Input rows:
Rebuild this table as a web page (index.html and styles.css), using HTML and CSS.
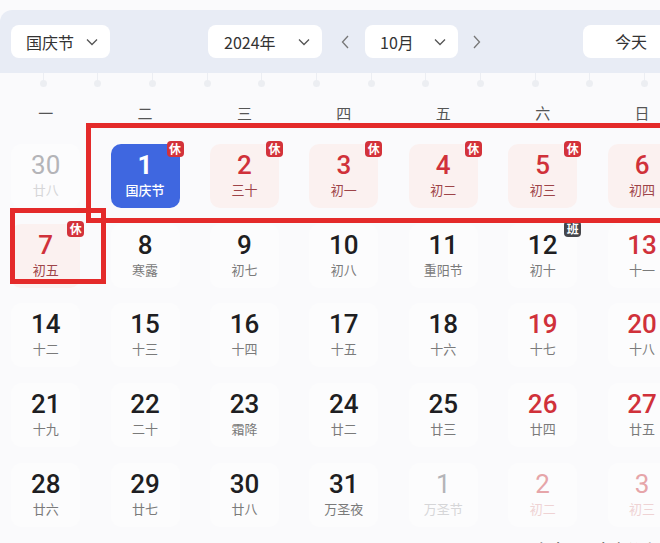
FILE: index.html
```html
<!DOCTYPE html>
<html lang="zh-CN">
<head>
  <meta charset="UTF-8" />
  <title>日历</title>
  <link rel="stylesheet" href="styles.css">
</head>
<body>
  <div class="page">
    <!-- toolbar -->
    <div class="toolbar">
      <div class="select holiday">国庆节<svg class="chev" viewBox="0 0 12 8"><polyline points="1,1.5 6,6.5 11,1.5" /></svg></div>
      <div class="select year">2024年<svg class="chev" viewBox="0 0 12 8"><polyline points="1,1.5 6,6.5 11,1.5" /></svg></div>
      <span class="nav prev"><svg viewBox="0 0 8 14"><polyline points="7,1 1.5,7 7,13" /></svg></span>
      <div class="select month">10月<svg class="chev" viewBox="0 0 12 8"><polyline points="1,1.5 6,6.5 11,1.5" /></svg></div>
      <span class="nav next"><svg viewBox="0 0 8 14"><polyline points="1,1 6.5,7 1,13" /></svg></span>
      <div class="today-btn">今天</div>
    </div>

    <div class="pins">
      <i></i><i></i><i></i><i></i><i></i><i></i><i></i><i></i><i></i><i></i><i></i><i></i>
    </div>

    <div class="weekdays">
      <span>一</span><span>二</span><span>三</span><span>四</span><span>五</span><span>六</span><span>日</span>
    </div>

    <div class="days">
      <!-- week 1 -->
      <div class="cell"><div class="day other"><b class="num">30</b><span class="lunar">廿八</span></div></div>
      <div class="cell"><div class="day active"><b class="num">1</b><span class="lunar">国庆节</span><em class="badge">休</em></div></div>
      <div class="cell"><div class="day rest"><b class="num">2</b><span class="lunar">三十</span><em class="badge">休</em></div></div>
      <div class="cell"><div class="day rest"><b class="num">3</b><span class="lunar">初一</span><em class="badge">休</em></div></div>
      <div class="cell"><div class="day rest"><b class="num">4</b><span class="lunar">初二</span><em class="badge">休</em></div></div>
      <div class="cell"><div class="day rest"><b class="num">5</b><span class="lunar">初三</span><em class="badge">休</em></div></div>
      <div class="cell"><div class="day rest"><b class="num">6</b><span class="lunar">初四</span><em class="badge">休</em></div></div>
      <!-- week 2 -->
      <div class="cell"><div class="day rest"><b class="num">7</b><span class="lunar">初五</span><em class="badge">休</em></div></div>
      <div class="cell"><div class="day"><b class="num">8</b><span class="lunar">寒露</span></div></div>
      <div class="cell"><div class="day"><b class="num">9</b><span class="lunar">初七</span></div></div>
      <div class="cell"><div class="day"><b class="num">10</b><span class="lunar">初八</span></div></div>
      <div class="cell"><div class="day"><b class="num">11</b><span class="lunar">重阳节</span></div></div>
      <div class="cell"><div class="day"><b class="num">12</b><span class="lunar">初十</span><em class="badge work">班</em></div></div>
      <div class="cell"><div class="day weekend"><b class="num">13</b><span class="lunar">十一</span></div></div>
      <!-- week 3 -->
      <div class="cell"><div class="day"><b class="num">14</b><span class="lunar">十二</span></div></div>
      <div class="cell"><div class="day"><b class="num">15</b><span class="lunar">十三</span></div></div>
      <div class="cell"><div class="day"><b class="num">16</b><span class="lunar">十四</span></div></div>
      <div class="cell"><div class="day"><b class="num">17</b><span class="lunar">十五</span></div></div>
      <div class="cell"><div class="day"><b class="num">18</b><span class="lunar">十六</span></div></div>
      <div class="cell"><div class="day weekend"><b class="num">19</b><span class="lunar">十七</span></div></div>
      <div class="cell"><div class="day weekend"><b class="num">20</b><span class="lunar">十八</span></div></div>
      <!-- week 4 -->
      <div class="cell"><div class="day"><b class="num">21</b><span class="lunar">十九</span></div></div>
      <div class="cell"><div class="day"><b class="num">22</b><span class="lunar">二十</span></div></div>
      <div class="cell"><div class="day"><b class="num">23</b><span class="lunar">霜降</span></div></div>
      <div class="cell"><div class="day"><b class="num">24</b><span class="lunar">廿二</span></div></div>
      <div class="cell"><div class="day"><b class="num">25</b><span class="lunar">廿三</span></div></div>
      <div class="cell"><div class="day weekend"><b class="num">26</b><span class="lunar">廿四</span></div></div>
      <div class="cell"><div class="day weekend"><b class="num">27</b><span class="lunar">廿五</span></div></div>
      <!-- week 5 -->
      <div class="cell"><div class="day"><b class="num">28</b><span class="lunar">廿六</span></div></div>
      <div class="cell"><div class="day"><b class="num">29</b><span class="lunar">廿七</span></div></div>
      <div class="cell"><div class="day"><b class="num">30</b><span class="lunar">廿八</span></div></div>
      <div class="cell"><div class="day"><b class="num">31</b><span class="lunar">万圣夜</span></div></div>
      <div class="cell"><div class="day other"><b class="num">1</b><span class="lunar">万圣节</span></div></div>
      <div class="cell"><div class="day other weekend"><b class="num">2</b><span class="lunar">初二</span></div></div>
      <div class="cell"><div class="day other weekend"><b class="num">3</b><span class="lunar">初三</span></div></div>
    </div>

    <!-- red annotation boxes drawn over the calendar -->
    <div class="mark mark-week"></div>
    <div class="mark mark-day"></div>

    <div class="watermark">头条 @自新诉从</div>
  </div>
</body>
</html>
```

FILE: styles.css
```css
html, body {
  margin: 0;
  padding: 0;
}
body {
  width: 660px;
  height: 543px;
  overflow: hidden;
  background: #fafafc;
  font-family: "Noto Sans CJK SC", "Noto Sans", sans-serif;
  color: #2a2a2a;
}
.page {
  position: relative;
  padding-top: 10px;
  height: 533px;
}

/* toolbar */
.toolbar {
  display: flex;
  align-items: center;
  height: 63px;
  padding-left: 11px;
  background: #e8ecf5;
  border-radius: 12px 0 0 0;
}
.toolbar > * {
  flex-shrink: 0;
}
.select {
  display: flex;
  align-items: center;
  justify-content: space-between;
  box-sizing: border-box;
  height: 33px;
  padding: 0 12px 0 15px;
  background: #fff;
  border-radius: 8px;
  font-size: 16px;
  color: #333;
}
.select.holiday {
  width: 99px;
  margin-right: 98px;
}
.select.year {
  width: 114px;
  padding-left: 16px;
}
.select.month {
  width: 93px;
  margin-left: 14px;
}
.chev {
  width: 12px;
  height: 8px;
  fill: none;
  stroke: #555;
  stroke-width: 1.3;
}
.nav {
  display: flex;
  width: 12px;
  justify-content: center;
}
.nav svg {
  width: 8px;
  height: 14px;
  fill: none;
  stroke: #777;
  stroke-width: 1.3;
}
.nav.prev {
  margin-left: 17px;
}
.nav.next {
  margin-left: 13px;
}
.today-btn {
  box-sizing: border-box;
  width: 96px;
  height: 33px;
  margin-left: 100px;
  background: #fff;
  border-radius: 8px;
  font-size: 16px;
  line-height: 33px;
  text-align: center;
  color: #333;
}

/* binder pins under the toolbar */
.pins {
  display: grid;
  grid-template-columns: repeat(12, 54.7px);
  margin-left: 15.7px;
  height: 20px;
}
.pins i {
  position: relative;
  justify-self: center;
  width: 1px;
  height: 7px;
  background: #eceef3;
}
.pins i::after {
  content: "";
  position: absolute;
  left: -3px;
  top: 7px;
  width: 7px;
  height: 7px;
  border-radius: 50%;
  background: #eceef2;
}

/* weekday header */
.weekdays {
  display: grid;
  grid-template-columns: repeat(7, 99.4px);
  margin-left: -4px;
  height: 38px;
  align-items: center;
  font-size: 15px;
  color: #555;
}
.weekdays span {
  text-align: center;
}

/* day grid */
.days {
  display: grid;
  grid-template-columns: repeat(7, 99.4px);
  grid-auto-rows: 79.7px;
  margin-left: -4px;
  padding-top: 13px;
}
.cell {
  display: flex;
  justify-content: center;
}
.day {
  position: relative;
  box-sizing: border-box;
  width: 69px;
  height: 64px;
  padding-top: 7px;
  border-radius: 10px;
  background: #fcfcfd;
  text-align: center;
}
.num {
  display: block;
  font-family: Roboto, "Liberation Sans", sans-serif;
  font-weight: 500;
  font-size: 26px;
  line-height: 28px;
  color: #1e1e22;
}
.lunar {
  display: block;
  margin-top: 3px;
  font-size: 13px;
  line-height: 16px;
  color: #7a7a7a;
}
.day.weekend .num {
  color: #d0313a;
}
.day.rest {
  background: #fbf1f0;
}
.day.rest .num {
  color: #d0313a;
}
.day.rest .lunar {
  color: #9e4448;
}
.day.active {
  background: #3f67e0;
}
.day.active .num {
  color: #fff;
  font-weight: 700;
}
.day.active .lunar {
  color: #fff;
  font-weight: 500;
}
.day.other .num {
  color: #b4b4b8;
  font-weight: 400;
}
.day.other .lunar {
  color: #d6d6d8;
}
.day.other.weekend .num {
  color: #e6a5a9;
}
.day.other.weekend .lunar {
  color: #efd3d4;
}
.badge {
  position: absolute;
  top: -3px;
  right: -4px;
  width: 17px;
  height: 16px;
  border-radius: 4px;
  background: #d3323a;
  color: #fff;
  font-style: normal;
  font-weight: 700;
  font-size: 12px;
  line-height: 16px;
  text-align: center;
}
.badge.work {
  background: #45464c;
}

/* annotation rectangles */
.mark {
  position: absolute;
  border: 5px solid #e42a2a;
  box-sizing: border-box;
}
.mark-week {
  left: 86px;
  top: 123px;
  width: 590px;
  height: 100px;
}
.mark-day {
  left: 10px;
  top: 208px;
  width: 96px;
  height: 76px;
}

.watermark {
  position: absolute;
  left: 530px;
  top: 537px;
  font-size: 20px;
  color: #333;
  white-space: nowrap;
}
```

--

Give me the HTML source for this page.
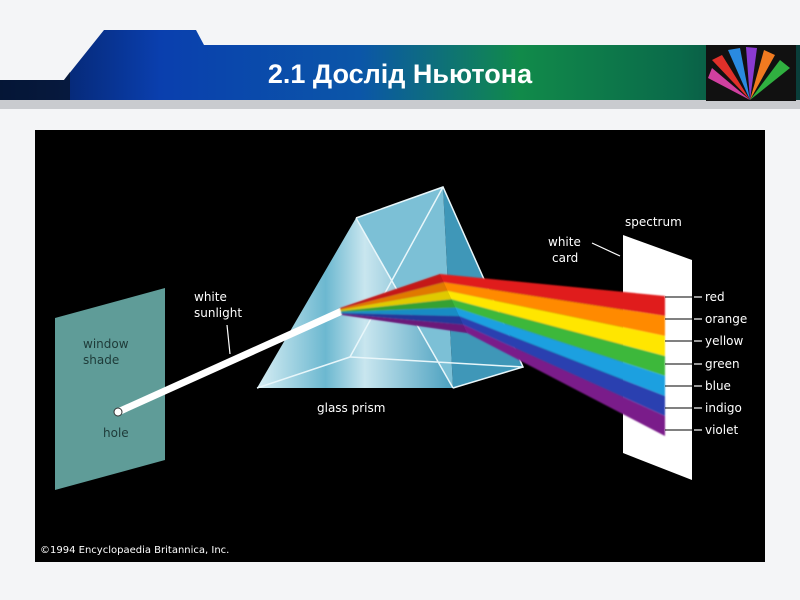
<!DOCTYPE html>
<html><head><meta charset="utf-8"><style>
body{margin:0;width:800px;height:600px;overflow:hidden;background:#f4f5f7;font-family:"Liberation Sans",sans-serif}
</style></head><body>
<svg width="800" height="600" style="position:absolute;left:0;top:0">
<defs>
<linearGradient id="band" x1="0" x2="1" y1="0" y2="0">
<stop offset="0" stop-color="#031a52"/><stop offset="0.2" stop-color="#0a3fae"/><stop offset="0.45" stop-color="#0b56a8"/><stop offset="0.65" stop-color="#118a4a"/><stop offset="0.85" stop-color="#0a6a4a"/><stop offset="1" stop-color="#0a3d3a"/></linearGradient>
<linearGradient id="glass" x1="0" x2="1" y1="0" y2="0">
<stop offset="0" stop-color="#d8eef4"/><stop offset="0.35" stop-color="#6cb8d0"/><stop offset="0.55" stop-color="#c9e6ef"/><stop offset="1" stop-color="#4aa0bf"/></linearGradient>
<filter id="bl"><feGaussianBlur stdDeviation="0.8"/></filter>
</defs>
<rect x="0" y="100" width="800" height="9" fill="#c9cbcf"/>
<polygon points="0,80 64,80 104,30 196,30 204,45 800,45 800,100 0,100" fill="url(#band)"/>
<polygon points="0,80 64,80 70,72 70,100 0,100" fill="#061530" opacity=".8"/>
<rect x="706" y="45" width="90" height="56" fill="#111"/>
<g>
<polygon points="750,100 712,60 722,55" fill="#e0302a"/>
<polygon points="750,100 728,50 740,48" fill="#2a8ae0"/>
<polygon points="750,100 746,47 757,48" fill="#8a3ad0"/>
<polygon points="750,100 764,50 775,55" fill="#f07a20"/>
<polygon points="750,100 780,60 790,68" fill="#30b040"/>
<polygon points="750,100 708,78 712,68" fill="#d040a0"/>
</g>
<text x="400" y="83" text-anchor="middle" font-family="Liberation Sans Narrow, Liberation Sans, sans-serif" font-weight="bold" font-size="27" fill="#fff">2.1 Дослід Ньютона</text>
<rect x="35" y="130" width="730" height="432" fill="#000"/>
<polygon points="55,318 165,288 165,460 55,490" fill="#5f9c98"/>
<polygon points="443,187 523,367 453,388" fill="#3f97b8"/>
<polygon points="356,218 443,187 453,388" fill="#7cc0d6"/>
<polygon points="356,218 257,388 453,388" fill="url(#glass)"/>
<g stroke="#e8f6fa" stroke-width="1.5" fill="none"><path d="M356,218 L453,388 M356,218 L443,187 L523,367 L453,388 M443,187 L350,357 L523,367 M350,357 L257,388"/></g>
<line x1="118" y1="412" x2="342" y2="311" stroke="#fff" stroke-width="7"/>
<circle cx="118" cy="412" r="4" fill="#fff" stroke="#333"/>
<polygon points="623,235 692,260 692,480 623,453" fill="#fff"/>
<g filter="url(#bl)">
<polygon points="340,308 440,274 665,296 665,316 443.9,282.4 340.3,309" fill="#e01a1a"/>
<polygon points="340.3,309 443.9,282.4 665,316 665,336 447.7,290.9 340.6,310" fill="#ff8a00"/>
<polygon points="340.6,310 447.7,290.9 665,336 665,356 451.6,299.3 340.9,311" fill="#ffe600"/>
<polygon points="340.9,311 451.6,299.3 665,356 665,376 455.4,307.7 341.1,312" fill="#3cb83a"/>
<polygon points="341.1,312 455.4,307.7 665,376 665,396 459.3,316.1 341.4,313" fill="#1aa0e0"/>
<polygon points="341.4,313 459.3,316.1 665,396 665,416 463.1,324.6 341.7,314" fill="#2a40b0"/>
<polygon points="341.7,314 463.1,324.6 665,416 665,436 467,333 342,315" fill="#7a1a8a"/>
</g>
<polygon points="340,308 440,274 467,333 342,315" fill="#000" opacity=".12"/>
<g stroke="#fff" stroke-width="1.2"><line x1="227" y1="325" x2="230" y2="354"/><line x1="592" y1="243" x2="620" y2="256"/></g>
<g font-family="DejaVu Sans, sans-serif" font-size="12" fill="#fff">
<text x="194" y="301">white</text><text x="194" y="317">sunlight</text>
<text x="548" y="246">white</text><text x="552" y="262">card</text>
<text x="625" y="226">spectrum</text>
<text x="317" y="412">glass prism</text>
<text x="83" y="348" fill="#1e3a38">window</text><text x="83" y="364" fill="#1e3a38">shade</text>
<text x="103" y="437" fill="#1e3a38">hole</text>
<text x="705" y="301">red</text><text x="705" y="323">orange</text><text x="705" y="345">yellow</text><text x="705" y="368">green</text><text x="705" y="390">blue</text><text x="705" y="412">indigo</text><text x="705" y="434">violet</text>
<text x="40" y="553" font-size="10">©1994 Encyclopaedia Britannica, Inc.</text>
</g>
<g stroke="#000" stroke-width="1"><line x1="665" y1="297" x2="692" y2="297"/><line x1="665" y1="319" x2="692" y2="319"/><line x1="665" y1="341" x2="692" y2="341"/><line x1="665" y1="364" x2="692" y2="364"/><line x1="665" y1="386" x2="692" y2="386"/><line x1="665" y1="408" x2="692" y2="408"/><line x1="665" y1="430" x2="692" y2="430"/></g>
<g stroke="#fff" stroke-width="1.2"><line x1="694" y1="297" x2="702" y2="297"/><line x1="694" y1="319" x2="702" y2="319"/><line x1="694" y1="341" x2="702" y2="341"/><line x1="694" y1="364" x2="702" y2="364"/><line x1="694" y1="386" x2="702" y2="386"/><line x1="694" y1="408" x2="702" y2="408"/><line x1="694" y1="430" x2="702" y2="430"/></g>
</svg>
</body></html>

Goal of the exercise:
State, as a number only, how many lines in the entries include "styles".

Exercise result:
3